First, select an appropriately sized battery (e.g., 48V 50Ah for short journeys, 72V 200Ah for longer trips) to precisely meet daily mileage requirements:
- Personal leisure use (15-25 miles daily): Opt for 48V 50Ah for perfectly adequate range without waste; For commercial heavy-duty applications (50-100 miles daily), opt for 48V 200Ah or 72V 125Ah to cover full-day usage on a single charge without mid-journey top-ups.
Batteries matched to voltage/capacity, vehicle type, and usage scenarios (e.g., 60V 90Ah or 72V 100Ah for hilly terrain). Voltage drop during discharge ≤10%, ensuring no power loss during inclines or heavy loads:
- 60V series delivers 25% faster acceleration than 48V models. while the 72V series supports 800kg-1.5 tonne loads, preventing power shortages under heavy loads.
Golf cart LiFePO₄ batteries weigh merely 30-40% of equivalent lead-acid units. This reduced vehicle mass enhances agility, making turning and hill-climbing less strenuous. Furthermore, the plug-and-play design (requiring no circuit modifications) enables single-person installation, saving both time and labour costs.
Suitable batteries (e.g., 48V 200Ah with heating function for cold regions; IP67 waterproof 72V 200Ah for high-temperature areas) cover operating temperatures from -20°C to 60°C. Low-temperature capacity retention ≥80%, with no risk of swelling at high temperatures. Prevents winter range halving and summer short-circuit failures caused by temperature intolerance, particularly suited for golf carts with high outdoor usage frequency.

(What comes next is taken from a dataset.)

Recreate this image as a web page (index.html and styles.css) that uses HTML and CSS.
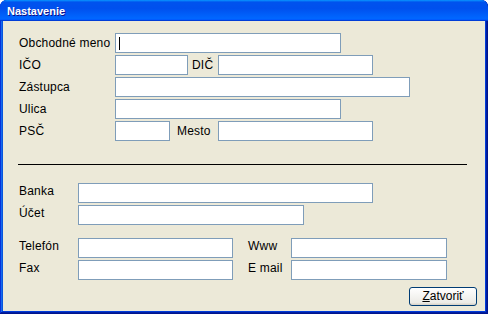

Precisely matched LiFePO4 batteries incorporate intelligent BMS (e.g., 100A-300A for different motor power ratings), featuring quadruple safeguards against overcharging, over-discharging, short-circuiting, and overheating; With IP54-IP67 waterproof and dustproof ratings (e.g., 72V 200Ah achieves IP67), it adapts to rainy courses and muddy terrain, preventing leakage or fire risks from inadequate battery protection to safeguard both vehicle and personnel.

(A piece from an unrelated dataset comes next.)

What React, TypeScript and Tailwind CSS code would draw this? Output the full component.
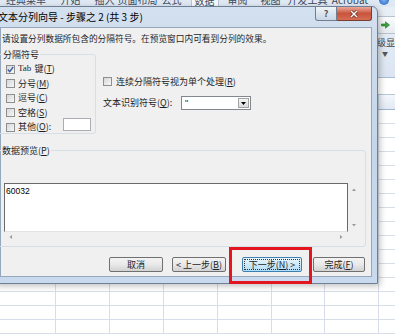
import type { ReactNode } from "react"

const tabs = [
  { t: "经典菜单", w: "w-[52px]" },
  { t: "开始", w: "w-[37px]" },
  { t: "插入", w: "w-[31px]" },
  { t: "页面布局", w: "w-[35px]" },
  { t: "公式", w: "w-[33px]" },
  { t: "数据", w: "w-[33px]", on: true },
  { t: "审阅", w: "w-[33px]" },
  { t: "视图", w: "w-[33px]" },
  { t: "开发工具", w: "w-[41px]" },
  { t: "Acrobat", w: "w-[44px]" },
]

const cols = ["w-[56px]", "w-[54px]", "w-[54px]", "w-[54px]", "w-[54px]", "w-[53px]", "w-[54px]", "w-[54px]"]

function Check({ on }: { on?: boolean }) {
  return (
    <span className="flex h-[9px] w-[9px] shrink-0 items-center justify-center border border-[#8e8f8f] bg-linear-to-br from-[#d6d7d9] to-[#f7f7f7]">
      {on && (
        <svg width="7" height="7" viewBox="0 0 7 7">
          <path d="M0.8 3.6 L2.7 5.6 L6.2 1" fill="none" stroke="#3d5ea6" strokeWidth="1.4" />
        </svg>
      )}
    </span>
  )
}

function Btn({ className, children, focus }: { className: string; children: ReactNode; focus?: boolean }) {
  return (
    <div
      className={
        focus
          ? `${className} flex h-[15px] items-center justify-center rounded-[2px] border border-[#3c7fb1] bg-linear-to-b from-[#eaf6fd] to-[#b2ddf6] p-[1px]`
          : `${className} flex h-[15px] items-center justify-center rounded-[2px] border border-[#707070] bg-linear-to-b from-[#f3f3f3] via-[#e9e9e9] to-[#d2d2d2]`
      }
    >
      {focus ? (
        <span className="flex h-full w-full items-center justify-center border border-dotted border-[#333]">{children}</span>
      ) : (
        children
      )}
    </div>
  )
}

function Tri({ dir }: { dir: "up" | "down" | "left" | "right" }) {
  const d = {
    up: "M1 4 L3 1.5 L5 4 Z",
    down: "M1 2 L3 4.5 L5 2 Z",
    left: "M4 1 L1.5 3 L4 5 Z",
    right: "M2 1 L4.5 3 L2 5 Z",
  }[dir]
  return (
    <svg width="6" height="6" viewBox="0 0 6 6">
      <path d={d} fill="#9a9a9a" />
    </svg>
  )
}

export default function App() {
  return (
    <div className="relative h-[334px] w-[395px] overflow-hidden bg-white font-['Noto_Sans_CJK_SC','Microsoft_YaHei',sans-serif] text-[9px] text-[#1e1e1e]">
      {/* excel window behind */}
      <div className="flex h-full flex-col">
        <div className="flex h-[8px] overflow-hidden bg-[#dfe8f3] text-[10px] leading-[10px] text-[#3b4a5c]">
          {tabs.map((tb) => (
            <div key={tb.t} className={`${tb.w} flex shrink-0 justify-center`}>
              <span className={tb.on ? "-mt-[5px] h-[13px] border border-[#b6c4d6] bg-[#f6f9fd] px-[3px]" : "-mt-[5px] whitespace-nowrap"}>{tb.t}</span>
            </div>
          ))}
          <div className="flex flex-1 justify-center">
            <span className="-mt-[5px] h-[10px] w-[10px] rounded-full bg-radial from-[#7fb0ee] to-[#1f5fc2]" />
          </div>
        </div>
        <div className="flex h-[82px] border-b border-[#a9bcd3] bg-linear-to-b from-[#e9eff7] to-[#dbe5f1]">
          <div className="flex-1" />
          <div className="flex w-[18px] flex-col items-start pt-[9px]">
            <div className="flex h-[18px] w-[20px] items-center rounded-[2px] border border-[#b9c3cf] bg-linear-to-b from-[#fbfcfd] to-[#e6ebf1] pl-[3px]">
              <svg width="9" height="8" viewBox="0 0 9 8">
                <path d="M0.5 3 H4.5 V0.8 L8.5 4 L4.5 7.2 V5 H0.5 Z" fill="#3aa23a" stroke="#21752a" strokeWidth="0.6" />
              </svg>
            </div>
            <span className="mt-[4px] whitespace-nowrap text-[9px] leading-[10px] text-[#444]">级显示</span>
            <span className="ml-[5px] mt-[3px] text-[6px] leading-[6px] text-[#555]">▼</span>
          </div>
        </div>
        <div className="h-[20px] border-b border-[#b7c6d9] bg-white" />
        <div className="flex h-[17px] border-b border-[#9eb6ce] bg-linear-to-b from-[#f4f7fb] to-[#e2e9f3]">
          {cols.map((c, i) => (
            <div key={i} className={`${c} shrink-0 border-r border-[#c5d1df]`} />
          ))}
        </div>
        <div className="flex flex-col">
          {Array.from({ length: 16 }).map((_, r) => (
            <div key={r} className="flex h-[14px] shrink-0">
              {cols.map((c, i) => (
                <div key={i} className={`${c} shrink-0 border-b border-r border-[#d8dee9]`} />
              ))}
            </div>
          ))}
        </div>
      </div>

      {/* dialog window */}
      <div className="absolute left-[-6px] top-[6px] flex h-[278px] w-[384px] flex-col rounded-t-[6px] border border-[#6f8096] bg-linear-to-b from-[#d3e0ef] via-[#c4d6ea] to-[#c9daee] px-[5px] pb-[6px] shadow-[2px_2px_6px_rgba(0,0,0,0.25)]">
        <div className="relative flex h-[20px] items-center">
          <span className="ml-[-2px] whitespace-nowrap text-[10px] leading-[12px] text-black">文本分列向导 - 步骤之 2 (共 3 步)</span>
          <div className="absolute right-0 top-0 flex">
            <div className="flex h-[14px] w-[22px] items-center justify-center rounded-bl-[3px] border border-t-0 border-[#6f7f90] bg-linear-to-b from-[#eef3f8] to-[#c9d6e4] text-[9px] font-bold leading-[9px] text-[#4c5664]">?</div>
            <div className="flex h-[14px] w-[35px] items-center justify-center rounded-br-[3px] border border-l-0 border-t-0 border-[#7a3b33] bg-linear-to-b from-[#e9a899] via-[#c9533d] to-[#d46e52]">
              <svg width="10" height="8" viewBox="0 0 10 8">
                <path d="M2 1 L8 7 M8 1 L2 7" stroke="#5a1c14" strokeWidth="2.6" />
                <path d="M2 1 L8 7 M8 1 L2 7" stroke="#ffffff" strokeWidth="1.5" />
              </svg>
            </div>
          </div>
        </div>

        <div className="flex flex-1 flex-col border border-[#95a7bd] bg-[#f0f0f0]">
          <div className="mt-[5px] h-[11px] whitespace-nowrap pl-[1px] text-[8.7px] leading-[11px]">
            请设置分列数据所包含的分隔符号。在预览窗口内可看到分列的效果。
          </div>

          <div className="mt-[10px] flex">
            <div className="ml-[-4px] flex h-[80px] w-[99px] shrink-0 flex-col rounded-[3px] border border-[#d5dfe5]">
              <span className="-mt-[6.5px] ml-[4px] w-fit bg-[#f0f0f0] px-[1px] leading-[11px]">分隔符号</span>
              <div className="mt-[2.25px] flex flex-col pl-[8px]">
                <div className="flex h-[14.5px] items-center gap-[3px]">
                  <Check on />
                  <span className="font-['Liberation_Serif','Noto_Sans_CJK_SC',serif]">Tab</span>
                  <span>键(<u>T</u>)</span>
                </div>
                <div className="flex h-[14.5px] items-center gap-[3px]">
                  <Check />
                  <span>分号(<u>M</u>)</span>
                </div>
                <div className="flex h-[14.5px] items-center gap-[3px]">
                  <Check />
                  <span>逗号(<u>C</u>)</span>
                </div>
                <div className="flex h-[14.5px] items-center gap-[3px]">
                  <Check />
                  <span>空格(<u>S</u>)</span>
                </div>
                <div className="flex h-[14.5px] items-center gap-[3px]">
                  <Check />
                  <span className="w-[42px]">其他(<u>O</u>):</span>
                  <span className="mt-[-6px] h-[13px] w-[28px] border border-[#abadb3] bg-white" />
                </div>
              </div>
            </div>

            <div className="ml-[7px] flex flex-col pt-[20.5px]">
              <div className="flex h-[14px] items-center gap-[4px]">
                <Check />
                <span>连续分隔符号视为单个处理(<u>R</u>)</span>
              </div>
              <div className="mt-[7.5px] flex h-[14px] items-center">
                <span className="w-[78px]">文本识别符号(<u>Q</u>):</span>
                <div className="flex h-[14px] w-[70px] items-center border border-[#828790] bg-white">
                  <span className="flex-1 pl-[3px] font-['Liberation_Sans',sans-serif] text-[9px] leading-[9px]">"</span>
                  <span className="mr-[1px] flex h-[10px] w-[11px] items-center justify-center border border-[#a3a3a3] bg-linear-to-b from-[#f5f5f5] to-[#dcdcdc]">
                    <svg width="5" height="3" viewBox="0 0 5 3">
                      <path d="M0 0 H5 L2.5 3 Z" fill="#000" />
                    </svg>
                  </span>
                </div>
              </div>
            </div>
          </div>

          <div className="ml-[-4px] mt-[16px] flex h-[97px] w-[369px] flex-col rounded-[3px] border border-[#d5dfe5]">
            <span className="-mt-[6.5px] ml-[3px] w-fit bg-[#f0f0f0] px-[1px] leading-[11px]">数据预览(<u>P</u>)</span>
            <div className="ml-[6px] mt-[27.5px] flex">
              <div className="h-[49px] w-[344px] border border-b-[#e3e3e3] border-l-[#6a6a6a] border-r-[#6a6a6a] border-t-[#6a6a6a] bg-white pl-[1px] pt-[2px] font-['Liberation_Sans',sans-serif] text-[8.5px] leading-[10px] text-black">
                60032
              </div>
              <div className="flex h-[49px] w-[12px] flex-col items-center justify-between py-[4px]">
                <Tri dir="up" />
                <Tri dir="down" />
              </div>
            </div>
            <div className="ml-[6px] flex h-[10px] w-[344px] items-center justify-between px-[4px]">
              <Tri dir="left" />
              <Tri dir="right" />
            </div>
          </div>

          <div className="mt-[10px] flex pl-[108px]">
            <Btn className="w-[54px]">取消</Btn>
            <Btn className="ml-[9px] w-[54px]">
              <span>
                &lt; 上一步(<u>B</u>)
              </span>
            </Btn>
            <Btn className="ml-[16px] w-[60px]" focus>
              <span>
                下一步(<u>N</u>) &gt;
              </span>
            </Btn>
            <Btn className="ml-[11px] w-[52px]">
              <span>
                完成(<u>F</u>)
              </span>
            </Btn>
          </div>
        </div>
      </div>

      {/* red highlight */}
      <div className="absolute left-[229px] top-[247px] h-[37px] w-[83px] border-[3px] border-[#e3151f]" />
    </div>
  )
}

The battery voltage precisely matches the original vehicle motor (e.g., 36V 100Ah for older 36V golf carts, 72V 100Ah for heavy-duty 72V vehicles). This eliminates controller or motor burnout from excessive voltage and prevents frequent shutdowns due to insufficient voltage, thereby extending the vehicle's overall service life.
Selecting suitable fast-charging batteries for commercial applications (e.g., 60V 100Ah models supporting 80% charge in 2 hours) delivers 60%-70% greater charging efficiency than lead-acid batteries (8-10 hours to full charge).

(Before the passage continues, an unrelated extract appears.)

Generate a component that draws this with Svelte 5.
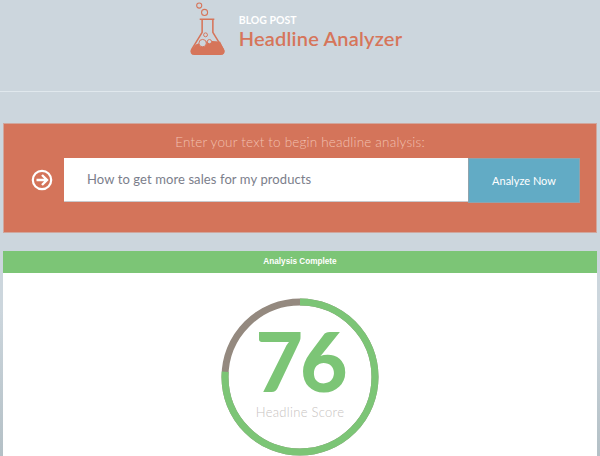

Mid-to-high-end compatible batteries (e.g., 48V 100Ah LiFePO₄ batteries, 72V lithium battery series) enable real-time monitoring of charge level, temperature, and fault status. Commercial fleets (20+ units) can be centrally managed with advance fault alerts, preventing vehicle downtime due to battery issues and boosting operational efficiency by 50%.
A dependable golf cart battery partner ensures product quality and differentiation, enhancing customer satisfaction through proven safety performance, precise specifications and stable supply. Audited partners further accelerate technological innovation and product iteration.
Whether a 72V golf cart battery is superior to a 48V system depends on specific requirements and vehicle configuration. In terms of performance, a 72V system operates at a lower working current for the same power output, resulting in reduced line losses and heat generation. Consequently, it typically delivers higher motor efficiency, greater speed, and superior hill-climbing capability, making it particularly suitable for larger, heavier-duty vehicles or those requiring high-speed performance. However, “better” is contingent upon the vehicle's core components—such as the motor and controller—being specifically designed and matched for 72V operation. Direct retrofitting is not only ineffective but may also damage the equipment. For standard 48V golf carts, the matched 48V battery represents an optimal balance of performance, cost, and range. The 72V system, conversely, signifies a more specialised, high-performance solution, albeit with increased cost and complexity. Consequently, it cannot be simplistically stated that 72V is inherently superior; the critical factor is whether it aligns with your vehicle platform and intended usage objectives.
It is absolutely worth it. For frequent users, this represents a highly profitable and prudent investment. Although the initial purchase cost of lithium batteries is significantly higher than lead-acid batteries, the substantial advantages they offer fully offset the price difference:
Extremely lightweight, significantly enhancing range and vehicle performance;
Extremely fast charging, requiring only 2-4 hours to fully charge;
Most crucially, they require virtually no maintenance and boast a lifespan of 8-15 years – over three times that of lead-acid batteries. Over the long term, their average annual cost is actually lower, while delivering consistently robust power throughout, eliminating range anxiety entirely. Therefore, budget permitting, upgrading to a lithium battery is the optimal choice for enhancing your golf cart experience.
After replacing the battery in a golf cart, a noticeable reduction in speed is typically not due to the quality of the new battery itself, but more likely stems from an incompatibility between the old and new battery types or voltages. For instance, if a vehicle originally designed for a 48V system is mistakenly fitted with a lower-voltage 36V battery, the resulting power output will naturally be insufficient. Furthermore, even with correct voltage, if the new battery is a lead-acid unit with a lower discharge rate (or an incompatible lithium battery), it may fail to deliver the instantaneous current surge required during high-power demands, resulting in sluggish acceleration. Finally, loose wiring or poor connections during installation can increase resistance, impairing current transmission efficiency and consequently limiting the vehicle's speed.